Cabello, who began his career in the armed forces, has become the regime's chief instrument of repression, commanding both military and civilian intelligence operations. The 62-year-old demonstrated loyalty to former president Hugo Chávez during the failed 2002 coup attempt and has since served successively as vice president, National Assembly president, and, upon becoming interior minister, the primary enforcer for two decades at the heart of Chavismo's repressive apparatus.

His influence extends across SEBIN, the civilian intelligence agency, and DGCIM, the military counterintelligence service, both designated by United Nations investigators as having perpetrated crimes against humanity through systematic efforts to eliminate political opposition. The repression intensified in the wake of the widely disputed 2024 election that the regime claimed Maduro won despite independent audits showing opposition candidate Edmundo González captured over two-thirds of the votes.

Through these organisations, Cabello oversees widespread domestic espionage whilst wielding the threat of arbitrary detention, torture and disappearance against perceived enemies of the revolution.

Cabello's reputation for ideological zealotry and willingness to employ violence distinguishes him from acting president Delcy Rodríguez, the technocratic figure Washington has embraced as its preferred transitional leader. His weekly television programme Con el Mazo Dando (Striking with the Club) has become a platform for publicly lashing out at opponents, journalists and dissidents – a far cry from Rodríguez's cultivation of business elites and foreign investors.

Though both have occupied senior positions within government, parliament and the ruling party for years, they have never been regarded as political allies. American planners worry that Cabello's brutal track record and longstanding tensions with Rodríguez position him to undermine the White House’s strategy, according to the source briefed on administration thinking.

Both Cabello and Defence Minister Vladimir Padrino López face US federal drug trafficking indictments with multimillion-dollar bounties on their heads, standing threats that Washington can activate should either prove insufficiently cooperative. American officials regard Padrino as less rigidly ideological than Cabello, making him likelier to comply with Washington's requirements if offered immunity and exile.

Yet Trump's team determined that opposition forces under Nobel laureate María Corina Machado lack capacity to maintain order during the period Washington requires for establishing American oil companies' operations without committing US military personnel to Venezuela. The president instead adopted confidential intelligence analysis indicating that senior regime figures represent the most viable option for provisional governance.

The administration demands that Venezuela's leaders demonstrate willingness to open the country's oil industry on terms favourable to US companies, crack down on narcotics trafficking, expel Cuban security personnel, and cease cooperation with Iran. According to ABC News, citing US officials, Washington has also demanded Venezuela sever ties with China and Russia as conditions for extracting and selling oil.

Secretary of State Marco Rubio stated in a private briefing with lawmakers that the oil-rich nation faces financial insolvency within weeks if it cannot offload reserves currently sitting in tankers, a leverage Washington intends to exploit. The administration expects demonstrable movement on these demands in coming weeks, according to the source familiar with administration planning.

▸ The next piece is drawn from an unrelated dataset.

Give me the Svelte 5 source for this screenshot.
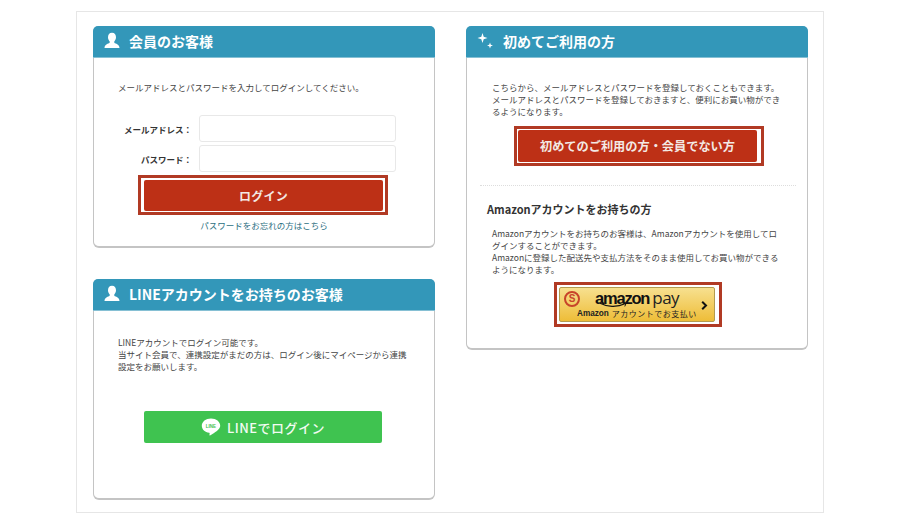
<script>
  const userPath = "M8 .8C5.300.8 4 2.900 4 5.300c0 1.700.7 3.200 1.700 4.100.2.900 0 1.500-.7 1.800-1.900.9-4.300 1.200-4.500 4.800h15c-.2-3.600-2.600-3.900-4.500-4.800-.7-.3-.9-.9-.7-1.800 1-.9 1.700-2.400 1.700-4.100C12 2.900 10.700.8 8 .8z";
</script>

<div class="frame">
  <div class="col">
    <section class="card login">
      <h2>
        <svg class="ico" viewBox="0 0 16 17"><path d={userPath} fill="#fff"/></svg>
        会員のお客様
      </h2>
      <div class="body">
        <p class="intro">メールアドレスとパスワードを入力してログインしてください。</p>
        <div class="form">
          <div class="row"><span class="lbl">メールアドレス：</span><div class="input"></div></div>
          <div class="row"><span class="lbl">パスワード：</span><div class="input"></div></div>
        </div>
        <div class="btnwrap"><div class="btn-frame big"><div class="btn">ログイン</div></div></div>
        <div class="link">パスワードをお忘れの方はこちら</div>
      </div>
    </section>

    <section class="card line">
      <h2>
        <svg class="ico" viewBox="0 0 16 17"><path d={userPath} fill="#fff"/></svg>
        LINEアカウントをお持ちのお客様
      </h2>
      <div class="body">
        <p class="intro">LINEアカウントでログイン可能です。<br>当サイト会員で、連携設定がまだの方は、ログイン後にマイページから連携<br>設定をお願いします。</p>
        <div class="linebtn">
          <svg class="lineico" viewBox="0 0 20 20">
            <path d="M10 1.500C4.800 1.500 .8 4.700.8 8.700c0 3.600 3.100 6.500 7.400 7.100.5.100.5.500.4 1l-.2 1.200c0 .4.300.6.700.4 1.500-.8 6.300-3.500 8.500-6.100 1-1.200 1.600-2.400 1.600-3.600 0-4-4-7.200-9.200-7.200z" fill="#fff"/>
            <text x="10" y="10.600" text-anchor="middle" class="linetxt">LINE</text>
          </svg>
          <span>LINEでログイン</span>
        </div>
      </div>
    </section>
  </div>

  <div class="col">
    <section class="card first">
      <h2>
        <svg class="ico" viewBox="0 0 18 18">
          <path d="M5.500 1l1.200 3.800L10.500 6 6.700 7.200 5.500 11 4.300 7.200.5 6l3.800-1.200z" fill="#fff"/>
          <path d="M13 10.500l.8 2.200 2.200.8-2.200.8-.8 2.200-.8-2.200-2.200-.8 2.200-.8z" fill="#fff"/>
        </svg>
        初めてご利用の方
      </h2>
      <div class="body">
        <p class="intro">こちらから、メールアドレスとパスワードを登録しておくこともできます。<br>メールアドレスとパスワードを登録しておきますと、便利にお買い物ができ<br>るようになります。</p>
        <div class="btnwrap"><div class="btn-frame reg"><div class="btn">初めてのご利用の方・会員でない方</div></div></div>
        <div class="dots"></div>
        <h3>Amazonアカウントをお持ちの方</h3>
        <p class="intro amz">Amazonアカウントをお持ちのお客様は、Amazonアカウントを使用してロ<br>グインすることができます。<br>Amazonに登録した配送先や支払方法をそのまま使用してお買い物ができる<br>ようになります。</p>
        <div class="btnwrap">
          <div class="amzframe">
            <div class="amzbtn">
              <span class="s">S</span>
              <div class="amzmain">
                <div class="amzlogo">
                  <span class="amzword">amazon</span><span class="pay">pay</span>
                  <svg class="smile" viewBox="0 0 28 6"><path d="M.5 1C8 5 18 5.500 26 1.800" fill="none" stroke="#111" stroke-width="1.200"/><path d="M23.500 .8l3.500.6-1.200 3" fill="none" stroke="#111" stroke-width="1"/></svg>
                </div>
                <div class="amzsub"><b>Amazon</b><span>アカウントでお支払い</span></div>
              </div>
              <svg class="chev" viewBox="0 0 7 9"><path d="M1.200 .8l3.800 3.700-3.800 3.700" fill="none" stroke="#111" stroke-width="2"/></svg>
            </div>
          </div>
        </div>
      </div>
    </section>
  </div>
</div>

<style>
  :global(body) {
    margin: 0;
    background: #fff;
    font-family: "Noto Sans CJK JP", "Noto Sans", sans-serif;
    color: #333;
  }
  .frame {
    box-sizing: border-box;
    width: 748px;
    height: 502px;
    margin: 11px 0 0 76px;
    border: 1px solid #e6e6e6;
    padding: 14px 15px 0 16px;
    display: flex;
    gap: 31px;
  }
  .col {
    width: 342px;
    display: flex;
    flex-direction: column;
    gap: 31px;
  }
  .card {
    box-sizing: border-box;
    border: 1px solid #c4c4c4;
    border-top: 0;
    border-bottom-width: 2px;
    border-radius: 6px;
    background: #fff;
  }
  .login { height: 222px; }
  .line { height: 221px; }
  .first { height: 324px; }
  h2 {
    margin: 0 -1px;
    height: 32px;
    box-sizing: border-box;
    background: #3397b9;
    border-bottom: 1px solid #86c0d4;
    border-radius: 5px 5px 0 0;
    color: #fff;
    font-size: 14px;
    font-weight: 700;
    line-height: 30px;
    display: flex;
    align-items: center;
    padding: 0 0 2px 11px;
    white-space: nowrap;
  }
  .ico {
    width: 16px;
    height: 17px;
    margin-right: 9px;
    flex: none;
  }
  .first .ico { width: 18px; height: 18px; margin-right: 8px; }
  .intro {
    margin: 0;
    font-size: 8.5px;
    line-height: 12px;
    color: #444;
    white-space: nowrap;
  }
  .login .intro { padding: 23px 0 0 24px; }
  .form {
    margin-top: 22px;
    display: flex;
    flex-direction: column;
    gap: 3px;
  }
  .row {
    display: flex;
    align-items: center;
    height: 27px;
  }
  .lbl {
    width: 105px;
    text-align: right;
    font-size: 8.5px;
    font-weight: 700;
    color: #333;
    flex: none;
    padding-right: 7px;
    box-sizing: border-box;
  }
  .input {
    width: 197px;
    height: 27px;
    box-sizing: border-box;
    border: 1px solid #e8e8e8;
    border-radius: 3px;
    background: #fff;
  }
  .btnwrap { display: flex; justify-content: center; }
  .btn-frame {
    box-sizing: border-box;
    border: 3px solid #b13a24;
    background: #fff;
  }
  .big { width: 250px; height: 40px; margin: 3px 2px 0 0; padding: 2px 2px 1px 3px; }
  .btn {
    height: 100%;
    background: #bd3016;
    border-radius: 2px;
    color: #f3e9e4;
    font-weight: 700;
    display: flex;
    align-items: center;
    justify-content: center;
    white-space: nowrap;
  }
  .big .btn { font-size: 12px; letter-spacing: .3px; }
  .link {
    text-align: center;
    font-size: 8.5px;
    line-height: 12px;
    margin-top: 4px;
    color: #2d6f82;
  }
  .line .intro { padding: 25px 0 0 24px; }
  .linebtn {
    width: 238px;
    height: 32px;
    margin: 39px 0 0 50px;
    background: #3fc350;
    border-radius: 2px;
    color: #f2fbf3;
    display: flex;
    align-items: center;
    justify-content: center;
    gap: 6px;
    font-size: 13px;
    font-weight: 500;
    letter-spacing: .5px;
  }
  .lineico { width: 20px; height: 20px; flex: none; }
  .linetxt { font: 700 4.500px "Liberation Sans", sans-serif; fill: #3fc350; letter-spacing: 0; }
  .first .intro { padding: 23px 0 0 25px; }
  .reg { width: 250px; height: 40px; margin: 9px 0 0 4px; padding: 1px 4px 1px 1px; }
  .reg .btn { font-size: 12.200px; }
  .dots {
    margin: 19px 11px 0 13px;
    border-top: 1px dotted #ddd;
  }
  h3 {
    margin: 15px 0 0 20px;
    font-size: 11px;
    line-height: 16px;
    font-weight: 700;
    color: #333;
    white-space: nowrap;
  }
  .first .intro.amz { padding: 10px 0 0 25px; }
  .amzframe {
    box-sizing: border-box;
    width: 168px;
    height: 45px;
    margin: 7px 0 0 2px;
    border: 3px solid #b13a24;
    padding: 2px 4px 2px 2px;
    background: #fff;
  }
  .amzbtn {
    height: 100%;
    box-sizing: border-box;
    border: 1px solid #b39b4e;
    border-radius: 2px;
    background: linear-gradient(#f7e08f, #eebd38);
    position: relative;
    overflow: hidden;
  }
  .s {
    width: 16px;
    height: 16px;
    box-sizing: border-box;
    border: 2px solid #c8442a;
    border-radius: 50%;
    color: #c8442a;
    font: 700 10px/12px "Liberation Sans", sans-serif;
    text-align: center;
    position: absolute;
    left: 4px;
    top: 3px;
  }
  .amzmain {
    display: flex;
    flex-direction: column;
    padding-left: 17px;
  }
  .amzlogo {
    position: relative;
    height: 21px;
    line-height: 18px;
    white-space: nowrap;
    color: #111;
    padding-left: 18px;
  }
  .amzword { font: 700 16.500px/18px "Liberation Sans", sans-serif; letter-spacing: -1.200px; }
  .pay { font: 400 17px/18px "Open Sans", sans-serif; margin-left: 3px; color: #222; letter-spacing: -.5px; }
  .smile { position: absolute; left: 22px; top: 14px; width: 28px; height: 6px; }
  .amzsub { display: flex; gap: 3px; font-size: 8px; line-height: 10px; color: #222; white-space: nowrap; }
  .amzsub b { font: 700 8.200px/10px "Liberation Sans", sans-serif; }
  .amzsub span { letter-spacing: .5px; }
  .chev { width: 7px; height: 9px; position: absolute; right: 6px; top: 13px; }
</style>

Trump's declaration that he will "run" Venezuela seems to reflect ambitions for decisive external influence over the OPEC member without committing American troops, an intervention that would be met with huge domestic political resistance. His team views Rodríguez as central to their plans: a pragmatic administrator willing to cooperate on transitional arrangements and key oil sector matters.

However, how long the façade of solidarity between Rodríguez and other senior regime figures will hold remains deeply uncertain. Cabello's ideological commitment to Chavismo, his history of violent repression, and his rivalry with Trump's pick to rule Venezuela position him as the likeliest source of fracture in Washington's risky bet.